* _Problem to solve_: Reproduce exactly the lines from the line with "What React, TypeScript" through the line with "string; subtitle: string", both included, and no other lines.

* _Input data_:

##########

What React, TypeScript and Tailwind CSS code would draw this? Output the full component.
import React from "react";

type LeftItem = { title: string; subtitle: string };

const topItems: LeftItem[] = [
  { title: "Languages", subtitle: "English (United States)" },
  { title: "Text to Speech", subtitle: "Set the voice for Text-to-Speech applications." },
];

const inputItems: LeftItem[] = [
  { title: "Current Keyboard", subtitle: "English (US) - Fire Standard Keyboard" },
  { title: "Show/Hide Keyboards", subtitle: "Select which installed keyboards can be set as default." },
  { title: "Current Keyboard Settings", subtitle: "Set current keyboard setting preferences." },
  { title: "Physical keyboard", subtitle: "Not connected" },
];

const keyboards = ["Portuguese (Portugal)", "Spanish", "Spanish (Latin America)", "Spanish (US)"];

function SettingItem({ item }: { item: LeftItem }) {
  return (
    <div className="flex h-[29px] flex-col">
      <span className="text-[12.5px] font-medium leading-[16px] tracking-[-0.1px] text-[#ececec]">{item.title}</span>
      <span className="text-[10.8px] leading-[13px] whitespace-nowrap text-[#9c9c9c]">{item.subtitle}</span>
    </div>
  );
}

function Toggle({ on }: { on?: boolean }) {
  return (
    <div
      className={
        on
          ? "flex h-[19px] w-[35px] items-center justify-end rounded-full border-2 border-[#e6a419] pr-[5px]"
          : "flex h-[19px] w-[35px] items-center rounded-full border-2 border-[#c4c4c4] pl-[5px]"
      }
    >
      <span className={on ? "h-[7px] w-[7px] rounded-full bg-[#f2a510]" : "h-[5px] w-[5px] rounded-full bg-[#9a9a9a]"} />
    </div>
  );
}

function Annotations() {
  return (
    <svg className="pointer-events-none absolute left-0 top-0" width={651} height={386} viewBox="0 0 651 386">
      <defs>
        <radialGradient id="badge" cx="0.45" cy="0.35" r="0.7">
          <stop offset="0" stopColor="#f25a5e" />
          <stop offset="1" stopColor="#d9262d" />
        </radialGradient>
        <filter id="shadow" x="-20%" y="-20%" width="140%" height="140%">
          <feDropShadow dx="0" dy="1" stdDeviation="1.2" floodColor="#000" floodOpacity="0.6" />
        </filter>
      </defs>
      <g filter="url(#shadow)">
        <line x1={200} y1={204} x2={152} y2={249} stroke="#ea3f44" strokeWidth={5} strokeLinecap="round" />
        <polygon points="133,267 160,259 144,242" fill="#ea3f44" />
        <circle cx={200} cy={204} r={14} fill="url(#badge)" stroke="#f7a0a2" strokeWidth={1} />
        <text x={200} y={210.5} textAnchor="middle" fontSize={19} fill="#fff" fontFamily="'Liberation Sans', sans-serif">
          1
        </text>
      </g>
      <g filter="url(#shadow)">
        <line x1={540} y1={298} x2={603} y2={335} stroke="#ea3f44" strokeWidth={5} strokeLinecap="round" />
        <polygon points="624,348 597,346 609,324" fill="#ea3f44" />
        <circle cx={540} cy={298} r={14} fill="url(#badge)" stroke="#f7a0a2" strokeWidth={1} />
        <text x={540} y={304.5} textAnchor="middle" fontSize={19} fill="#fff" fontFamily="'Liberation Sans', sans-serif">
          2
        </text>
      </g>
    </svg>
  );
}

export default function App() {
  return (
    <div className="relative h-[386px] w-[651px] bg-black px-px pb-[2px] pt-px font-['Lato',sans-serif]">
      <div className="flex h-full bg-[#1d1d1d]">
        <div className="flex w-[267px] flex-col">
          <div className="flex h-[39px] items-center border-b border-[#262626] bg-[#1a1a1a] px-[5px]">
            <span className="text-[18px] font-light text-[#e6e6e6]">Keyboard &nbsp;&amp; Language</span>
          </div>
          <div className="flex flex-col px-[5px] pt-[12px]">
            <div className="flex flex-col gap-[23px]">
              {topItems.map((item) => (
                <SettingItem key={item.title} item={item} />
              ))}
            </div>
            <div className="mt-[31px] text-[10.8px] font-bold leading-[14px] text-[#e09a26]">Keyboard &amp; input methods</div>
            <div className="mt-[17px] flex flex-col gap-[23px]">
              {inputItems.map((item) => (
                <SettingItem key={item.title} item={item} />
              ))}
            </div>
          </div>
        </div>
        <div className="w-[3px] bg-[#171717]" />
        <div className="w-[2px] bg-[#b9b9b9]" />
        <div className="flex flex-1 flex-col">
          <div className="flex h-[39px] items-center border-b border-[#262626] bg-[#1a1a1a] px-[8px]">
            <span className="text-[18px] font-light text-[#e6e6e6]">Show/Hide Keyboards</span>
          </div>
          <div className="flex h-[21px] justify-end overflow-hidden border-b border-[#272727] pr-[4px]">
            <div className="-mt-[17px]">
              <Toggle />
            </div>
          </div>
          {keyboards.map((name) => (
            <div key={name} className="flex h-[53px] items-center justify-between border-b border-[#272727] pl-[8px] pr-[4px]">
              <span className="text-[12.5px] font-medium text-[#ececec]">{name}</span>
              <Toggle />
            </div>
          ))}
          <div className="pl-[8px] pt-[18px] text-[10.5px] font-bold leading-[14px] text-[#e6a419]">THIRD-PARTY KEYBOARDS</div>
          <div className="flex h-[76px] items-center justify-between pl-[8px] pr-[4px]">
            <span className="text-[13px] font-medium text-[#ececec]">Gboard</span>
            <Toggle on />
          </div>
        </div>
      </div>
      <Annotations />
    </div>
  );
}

##########

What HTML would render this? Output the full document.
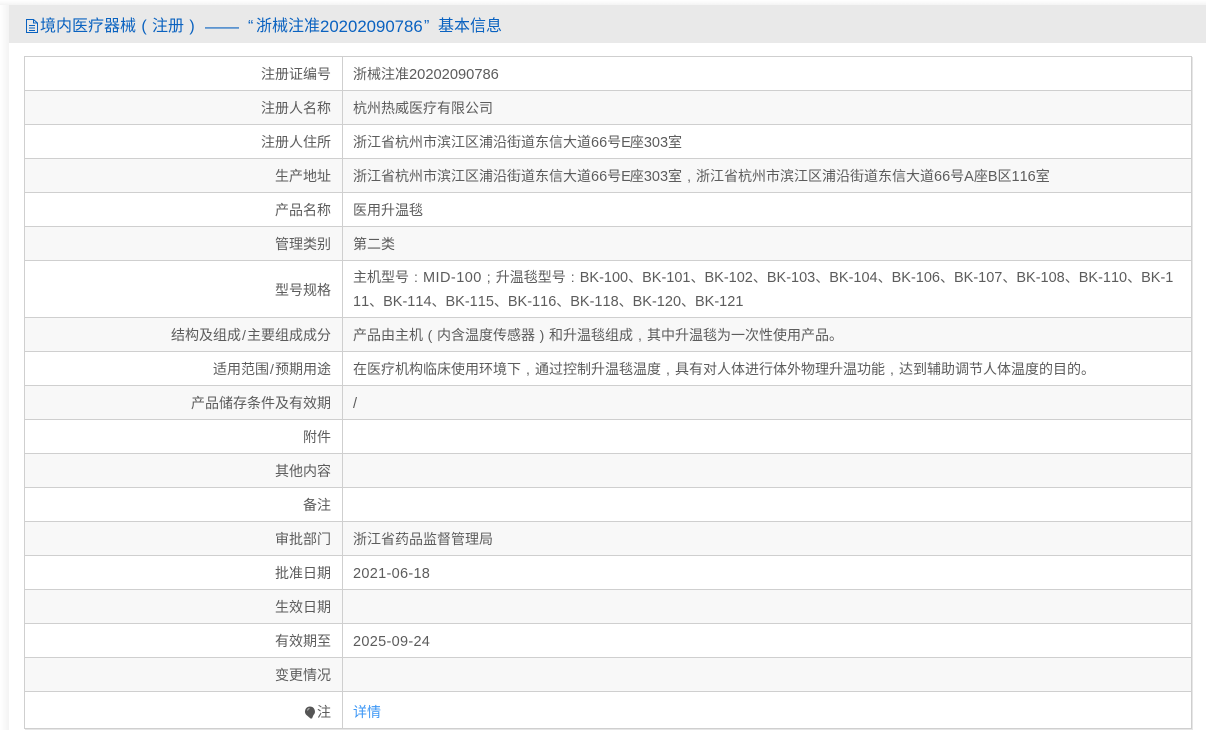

##########

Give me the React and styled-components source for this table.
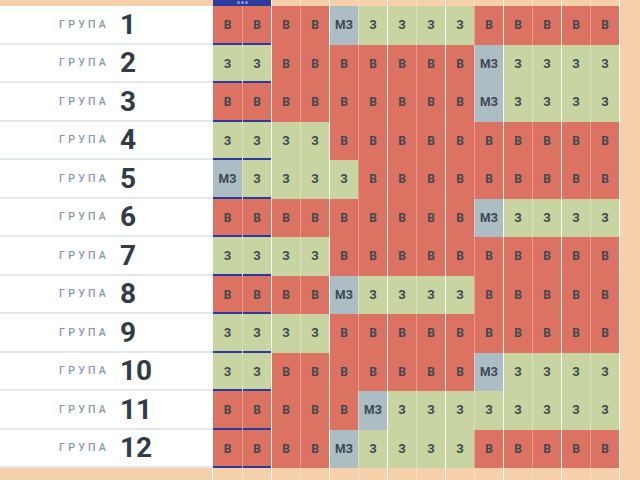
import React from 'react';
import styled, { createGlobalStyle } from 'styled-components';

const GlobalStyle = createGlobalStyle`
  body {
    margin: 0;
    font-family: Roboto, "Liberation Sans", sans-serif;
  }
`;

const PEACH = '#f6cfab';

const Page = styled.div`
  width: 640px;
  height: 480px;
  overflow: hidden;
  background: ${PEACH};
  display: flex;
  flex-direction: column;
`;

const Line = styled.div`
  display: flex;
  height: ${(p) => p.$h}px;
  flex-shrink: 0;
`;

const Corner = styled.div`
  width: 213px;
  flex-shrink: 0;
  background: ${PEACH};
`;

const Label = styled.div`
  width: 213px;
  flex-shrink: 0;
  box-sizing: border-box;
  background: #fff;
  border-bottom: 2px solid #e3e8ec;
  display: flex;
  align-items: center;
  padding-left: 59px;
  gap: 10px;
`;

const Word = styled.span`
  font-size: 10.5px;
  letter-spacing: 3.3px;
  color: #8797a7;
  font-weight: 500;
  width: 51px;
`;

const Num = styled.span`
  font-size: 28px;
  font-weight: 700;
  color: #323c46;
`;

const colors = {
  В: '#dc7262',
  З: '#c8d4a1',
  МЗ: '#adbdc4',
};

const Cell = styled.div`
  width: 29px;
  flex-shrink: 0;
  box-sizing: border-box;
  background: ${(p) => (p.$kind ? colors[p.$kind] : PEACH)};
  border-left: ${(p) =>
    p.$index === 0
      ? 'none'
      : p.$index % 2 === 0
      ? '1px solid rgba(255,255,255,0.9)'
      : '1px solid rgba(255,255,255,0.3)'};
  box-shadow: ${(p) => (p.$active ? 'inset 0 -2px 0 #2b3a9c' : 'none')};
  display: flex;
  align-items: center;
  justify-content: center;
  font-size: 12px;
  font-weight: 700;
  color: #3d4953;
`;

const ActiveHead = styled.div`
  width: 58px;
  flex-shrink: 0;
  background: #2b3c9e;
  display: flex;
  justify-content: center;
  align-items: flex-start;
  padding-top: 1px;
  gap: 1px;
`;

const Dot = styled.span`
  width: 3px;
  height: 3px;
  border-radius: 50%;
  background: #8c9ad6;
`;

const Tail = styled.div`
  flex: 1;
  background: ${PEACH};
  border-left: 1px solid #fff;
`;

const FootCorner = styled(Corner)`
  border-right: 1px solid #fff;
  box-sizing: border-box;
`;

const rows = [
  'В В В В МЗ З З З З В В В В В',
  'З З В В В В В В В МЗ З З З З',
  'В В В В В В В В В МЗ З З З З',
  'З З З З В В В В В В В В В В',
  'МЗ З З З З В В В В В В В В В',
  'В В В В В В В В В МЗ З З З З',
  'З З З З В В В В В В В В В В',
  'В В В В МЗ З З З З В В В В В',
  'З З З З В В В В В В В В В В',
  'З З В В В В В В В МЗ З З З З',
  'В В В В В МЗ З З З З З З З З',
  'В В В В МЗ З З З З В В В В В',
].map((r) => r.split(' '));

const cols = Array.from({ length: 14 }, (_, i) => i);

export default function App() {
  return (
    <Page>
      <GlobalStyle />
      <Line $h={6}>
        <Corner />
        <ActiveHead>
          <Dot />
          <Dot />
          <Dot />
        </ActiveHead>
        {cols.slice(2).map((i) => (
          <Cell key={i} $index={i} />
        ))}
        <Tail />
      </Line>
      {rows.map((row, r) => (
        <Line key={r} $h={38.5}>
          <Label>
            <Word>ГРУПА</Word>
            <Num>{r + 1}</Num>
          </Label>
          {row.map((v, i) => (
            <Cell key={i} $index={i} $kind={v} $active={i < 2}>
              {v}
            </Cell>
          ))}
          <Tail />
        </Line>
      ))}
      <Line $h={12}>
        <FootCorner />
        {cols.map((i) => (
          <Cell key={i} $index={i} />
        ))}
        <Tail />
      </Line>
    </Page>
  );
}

##########

* _Written response_:
What React, TypeScript and Tailwind CSS code would draw this? Output the full component.
import React from "react";

type LeftItem = { title: string; subtitle: string };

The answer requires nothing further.